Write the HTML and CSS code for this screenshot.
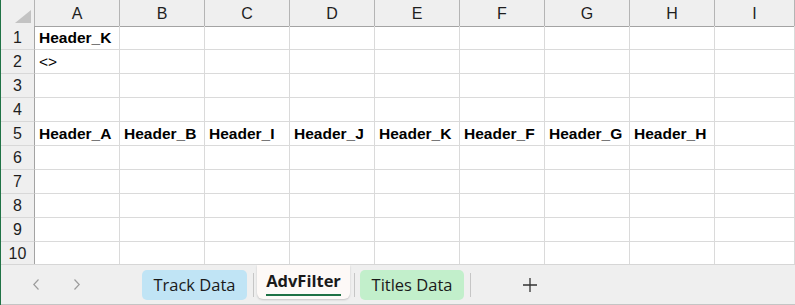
FILE: index.html
```html
<!DOCTYPE html>
<html>
<head>
  <meta http-equiv="Content-type" content="text/html; charset=utf-8">
  <title>AdvFilter</title>
  <link rel="stylesheet" href="styles.css">
</head>
<body>
  <div class="window">
    <div class="sheet">
      <div class="row head">
        <div class="corner"><span class="tri"></span></div>
        <div class="ch">A</div><div class="ch">B</div><div class="ch">C</div>
        <div class="ch">D</div><div class="ch">E</div><div class="ch">F</div>
        <div class="ch">G</div><div class="ch">H</div><div class="ch">I</div>
      </div>
      <div class="row">
        <div class="rh">1</div>
        <div class="c b">Header_K</div><div class="c"></div><div class="c"></div><div class="c"></div>
        <div class="c"></div><div class="c"></div><div class="c"></div><div class="c"></div><div class="c"></div>
      </div>
      <div class="row">
        <div class="rh">2</div>
        <div class="c">&lt;&gt;</div><div class="c"></div><div class="c"></div><div class="c"></div>
        <div class="c"></div><div class="c"></div><div class="c"></div><div class="c"></div><div class="c"></div>
      </div>
      <div class="row">
        <div class="rh">3</div>
        <div class="c"></div><div class="c"></div><div class="c"></div><div class="c"></div>
        <div class="c"></div><div class="c"></div><div class="c"></div><div class="c"></div><div class="c"></div>
      </div>
      <div class="row">
        <div class="rh">4</div>
        <div class="c"></div><div class="c"></div><div class="c"></div><div class="c"></div>
        <div class="c"></div><div class="c"></div><div class="c"></div><div class="c"></div><div class="c"></div>
      </div>
      <div class="row">
        <div class="rh">5</div>
        <div class="c b">Header_A</div><div class="c b">Header_B</div><div class="c b">Header_I</div><div class="c b">Header_J</div>
        <div class="c b">Header_K</div><div class="c b">Header_F</div><div class="c b">Header_G</div><div class="c b">Header_H</div><div class="c"></div>
      </div>
      <div class="row">
        <div class="rh">6</div>
        <div class="c"></div><div class="c"></div><div class="c"></div><div class="c"></div>
        <div class="c"></div><div class="c"></div><div class="c"></div><div class="c"></div><div class="c"></div>
      </div>
      <div class="row">
        <div class="rh">7</div>
        <div class="c"></div><div class="c"></div><div class="c"></div><div class="c"></div>
        <div class="c"></div><div class="c"></div><div class="c"></div><div class="c"></div><div class="c"></div>
      </div>
      <div class="row">
        <div class="rh">8</div>
        <div class="c"></div><div class="c"></div><div class="c"></div><div class="c"></div>
        <div class="c"></div><div class="c"></div><div class="c"></div><div class="c"></div><div class="c"></div>
      </div>
      <div class="row">
        <div class="rh">9</div>
        <div class="c"></div><div class="c"></div><div class="c"></div><div class="c"></div>
        <div class="c"></div><div class="c"></div><div class="c"></div><div class="c"></div><div class="c"></div>
      </div>
      <div class="row">
        <div class="rh">10</div>
        <div class="c"></div><div class="c"></div><div class="c"></div><div class="c"></div>
        <div class="c"></div><div class="c"></div><div class="c"></div><div class="c"></div><div class="c"></div>
      </div>
    </div>

    <div class="tabbar">
      <svg class="nav prev" width="6" height="11" viewBox="0 0 6 11">
        <polyline points="5.5,0.5 0.8,5.5 5.5,10.5" fill="none" stroke="#9c9c9c" stroke-width="1.2"/>
      </svg>
      <svg class="nav next" width="6" height="11" viewBox="0 0 6 11">
        <polyline points="0.5,0.5 5.2,5.5 0.5,10.5" fill="none" stroke="#9c9c9c" stroke-width="1.2"/>
      </svg>
      <div class="pill blue">Track Data</div>
      <span class="sep"></span>
      <div class="tab active"><span class="label">AdvFilter</span></div>
      <span class="sep"></span>
      <div class="pill green">Titles Data</div>
      <span class="sep"></span>
      <svg class="plus" width="14" height="14" viewBox="0 0 14 14">
        <path d="M7 0V14M0 7H14" stroke="#333" stroke-width="1.3" fill="none"/>
      </svg>
    </div>
  </div>
</body>
</html>
```

FILE: styles.css
```css
body {
  margin: 0;
  background-color: #ffffff;
  font-family: "Liberation Sans", Arial, sans-serif;
}
.window {
  width: 795px;
  height: 305px;
  box-sizing: border-box;
  border-left: 1px solid #217346;
  display: flex;
  flex-direction: column;
  overflow: hidden;
}
.sheet {
  height: 264px;
  overflow: hidden;
}
.row {
  display: grid;
  grid-template-columns: 34px repeat(8, 85px) 80px;
  height: 24px;
}
.row.head {
  height: 26px;
  background-color: #efefef;
}
.corner {
  box-sizing: border-box;
  border-right: 1px solid #b4b4b4;
  border-bottom: 1px solid #a3a3a3;
  display: flex;
  justify-content: flex-end;
  align-items: flex-end;
  padding: 0 3px 3px 0;
}
.tri {
  width: 16px;
  height: 13px;
  background-color: #c3c3c3;
  clip-path: polygon(100% 0, 100% 100%, 0 100%);
}
.ch {
  box-sizing: border-box;
  border-right: 1px solid #b4b4b4;
  border-bottom: 1px solid #a3a3a3;
  text-align: center;
  font-size: 16px;
  line-height: 24px;
  padding-top: 2px;
  color: #1e1e1e;
}
.rh {
  box-sizing: border-box;
  background-color: #efefef;
  border-right: 1px solid #a3a3a3;
  border-bottom: 1px solid #d8d8d8;
  text-align: center;
  font-size: 16px;
  line-height: 23px;
  color: #1e1e1e;
}
.c {
  box-sizing: border-box;
  border-right: 1px solid #dadada;
  border-bottom: 1px solid #dadada;
  font-size: 15.5px;
  line-height: 23px;
  padding-left: 4px;
  white-space: nowrap;
  color: #000;
}
.b {
  font-weight: bold;
}

.tabbar {
  height: 41px;
  box-sizing: border-box;
  border-top: 1px solid #d6d6d6;
  border-bottom: 1px solid #c4c4c4;
  background-color: #efefef;
  display: flex;
  align-items: center;
  font-family: "Open Sans", "Segoe UI", sans-serif;
  font-size: 16.5px;
  color: #1a1a1a;
}
.nav.prev {
  margin-left: 32px;
}
.nav.next {
  margin-left: 35px;
}
.pill {
  height: 30px;
  border-radius: 5px;
  display: flex;
  align-items: center;
  justify-content: center;
  box-sizing: border-box;
}
.pill.blue {
  width: 105px;
  margin-left: 62px;
  background-color: #c0e4f5;
}
.pill.green {
  width: 104px;
  margin-left: 5px;
  background-color: #c2efcb;
}
.sep {
  width: 1px;
  height: 24px;
  background-color: #c6c6c6;
  margin-left: 6px;
}
.tab.active {
  align-self: flex-start;
  width: 93px;
  height: 34px;
  margin-left: 3px;
  margin-right: -2px;
  background-color: #fdf9f7;
  border-radius: 0 0 6px 6px;
  box-shadow: 0 1px 2px rgba(0, 0, 0, 0.18);
  display: flex;
  justify-content: center;
  padding-top: 6px;
  box-sizing: border-box;
}
.tab.active .label {
  font-weight: bold;
  height: 23px;
  line-height: 20px;
  border-bottom: 2px solid #1e7145;
}
.plus {
  margin-left: 52px;
}
```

+ + +

▸ **REQUIREMENTS**
What is needed is an exact reproduction of the data, pictures excluded.

▸ **RIGHT ANSWER**
Write the HTML and CSS code for this screenshot.
FILE: index.html
```html
<!DOCTYPE html>
<html>
<head>
  <meta http-equiv="Content-type" content="text/html; charset=utf-8">
  <title>AdvFilter</title>
  <link rel="stylesheet" href="styles.css">
</head>
<body>
  <div class="window">
    <div class="sheet">
      <div class="row head">
        <div class="corner"><span class="tri"></span></div>
        <div class="ch">A</div><div class="ch">B</div><div class="ch">C</div>
        <div class="ch">D</div><div class="ch">E</div><div class="ch">F</div>
        <div class="ch">G</div><div class="ch">H</div><div class="ch">I</div>
      </div>
      <div class="row">
        <div class="rh">1</div>
        <div class="c b">Header_K</div><div class="c"></div><div class="c"></div><div class="c"></div>
        <div class="c"></div><div class="c"></div><div class="c"></div><div class="c"></div><div class="c"></div>
      </div>
      <div class="row">
        <div class="rh">2</div>
        <div class="c">&lt;&gt;</div><div class="c"></div><div class="c"></div><div class="c"></div>
        <div class="c"></div><div class="c"></div><div class="c"></div><div class="c"></div><div class="c"></div>
      </div>
      <div class="row">
        <div class="rh">3</div>
        <div class="c"></div><div class="c"></div><div class="c"></div><div class="c"></div>
        <div class="c"></div><div class="c"></div><div class="c"></div><div class="c"></div><div class="c"></div>
      </div>
      <div class="row">
        <div class="rh">4</div>
        <div class="c"></div><div class="c"></div><div class="c"></div><div class="c"></div>
        <div class="c"></div><div class="c"></div><div class="c"></div><div class="c"></div><div class="c"></div>
      </div>
      <div class="row">
        <div class="rh">5</div>
        <div class="c b">Header_A</div><div class="c b">Header_B</div><div class="c b">Header_I</div><div class="c b">Header_J</div>
        <div class="c b">Header_K</div><div class="c b">Header_F</div><div class="c b">Header_G</div><div class="c b">Header_H</div><div class="c"></div>
      </div>
      <div class="row">
        <div class="rh">6</div>
        <div class="c"></div><div class="c"></div><div class="c"></div><div class="c"></div>
        <div class="c"></div><div class="c"></div><div class="c"></div><div class="c"></div><div class="c"></div>
      </div>
      <div class="row">
        <div class="rh">7</div>
        <div class="c"></div><div class="c"></div><div class="c"></div><div class="c"></div>
        <div class="c"></div><div class="c"></div><div class="c"></div><div class="c"></div><div class="c"></div>
      </div>
      <div class="row">
        <div class="rh">8</div>
        <div class="c"></div><div class="c"></div><div class="c"></div><div class="c"></div>
        <div class="c"></div><div class="c"></div><div class="c"></div><div class="c"></div><div class="c"></div>
      </div>
      <div class="row">
        <div class="rh">9</div>
        <div class="c"></div><div class="c"></div><div class="c"></div><div class="c"></div>
        <div class="c"></div><div class="c"></div><div class="c"></div><div class="c"></div><div class="c"></div>
      </div>
      <div class="row">
        <div class="rh">10</div>
        <div class="c"></div><div class="c"></div><div class="c"></div><div class="c"></div>
        <div class="c"></div><div class="c"></div><div class="c"></div><div class="c"></div><div class="c"></div>
      </div>
    </div>

    <div class="tabbar">
      <svg class="nav prev" width="6" height="11" viewBox="0 0 6 11">
        <polyline points="5.5,0.5 0.8,5.5 5.5,10.5" fill="none" stroke="#9c9c9c" stroke-width="1.2"/>
      </svg>
      <svg class="nav next" width="6" height="11" viewBox="0 0 6 11">
        <polyline points="0.5,0.5 5.2,5.5 0.5,10.5" fill="none" stroke="#9c9c9c" stroke-width="1.2"/>
      </svg>
      <div class="pill blue">Track Data</div>
      <span class="sep"></span>
      <div class="tab active"><span class="label">AdvFilter</span></div>
      <span class="sep"></span>
      <div class="pill green">Titles Data</div>
      <span class="sep"></span>
      <svg class="plus" width="14" height="14" viewBox="0 0 14 14">
        <path d="M7 0V14M0 7H14" stroke="#333" stroke-width="1.3" fill="none"/>
      </svg>
    </div>
  </div>
</body>
</html>
```

FILE: styles.css
```css
body {
  margin: 0;
  background-color: #ffffff;
  font-family: "Liberation Sans", Arial, sans-serif;
}
.window {
  width: 795px;
  height: 305px;
  box-sizing: border-box;
  border-left: 1px solid #217346;
  display: flex;
  flex-direction: column;
  overflow: hidden;
}
.sheet {
  height: 264px;
  overflow: hidden;
}
.row {
  display: grid;
  grid-template-columns: 34px repeat(8, 85px) 80px;
  height: 24px;
}
.row.head {
  height: 26px;
  background-color: #efefef;
}
.corner {
  box-sizing: border-box;
  border-right: 1px solid #b4b4b4;
  border-bottom: 1px solid #a3a3a3;
  display: flex;
  justify-content: flex-end;
  align-items: flex-end;
  padding: 0 3px 3px 0;
}
.tri {
  width: 16px;
  height: 13px;
  background-color: #c3c3c3;
  clip-path: polygon(100% 0, 100% 100%, 0 100%);
}
.ch {
  box-sizing: border-box;
  border-right: 1px solid #b4b4b4;
  border-bottom: 1px solid #a3a3a3;
  text-align: center;
  font-size: 16px;
  line-height: 24px;
  padding-top: 2px;
  color: #1e1e1e;
}
.rh {
  box-sizing: border-box;
  background-color: #efefef;
  border-right: 1px solid #a3a3a3;
  border-bottom: 1px solid #d8d8d8;
  text-align: center;
  font-size: 16px;
  line-height: 23px;
  color: #1e1e1e;
}
.c {
  box-sizing: border-box;
  border-right: 1px solid #dadada;
  border-bottom: 1px solid #dadada;
  font-size: 15.5px;
  line-height: 23px;
  padding-left: 4px;
  white-space: nowrap;
  color: #000;
}
.b {
  font-weight: bold;
}

.tabbar {
  height: 41px;
  box-sizing: border-box;
  border-top: 1px solid #d6d6d6;
  border-bottom: 1px solid #c4c4c4;
  background-color: #efefef;
  display: flex;
  align-items: center;
  font-family: "Open Sans", "Segoe UI", sans-serif;
  font-size: 16.5px;
  color: #1a1a1a;
}
.nav.prev {
  margin-left: 32px;
}
.nav.next {
  margin-left: 35px;
}
.pill {
  height: 30px;
  border-radius: 5px;
  display: flex;
  align-items: center;
  justify-content: center;
  box-sizing: border-box;
}
.pill.blue {
  width: 105px;
  margin-left: 62px;
  background-color: #c0e4f5;
}
.pill.green {
  width: 104px;
  margin-left: 5px;
  background-color: #c2efcb;
}
.sep {
  width: 1px;
  height: 24px;
  background-color: #c6c6c6;
  margin-left: 6px;
}
.tab.active {
  align-self: flex-start;
  width: 93px;
  height: 34px;
  margin-left: 3px;
  margin-right: -2px;
  background-color: #fdf9f7;
  border-radius: 0 0 6px 6px;
  box-shadow: 0 1px 2px rgba(0, 0, 0, 0.18);
  display: flex;
  justify-content: center;
  padding-top: 6px;
  box-sizing: border-box;
}
.tab.active .label {
  font-weight: bold;
  height: 23px;
  line-height: 20px;
  border-bottom: 2px solid #1e7145;
}
.plus {
  margin-left: 52px;
}
```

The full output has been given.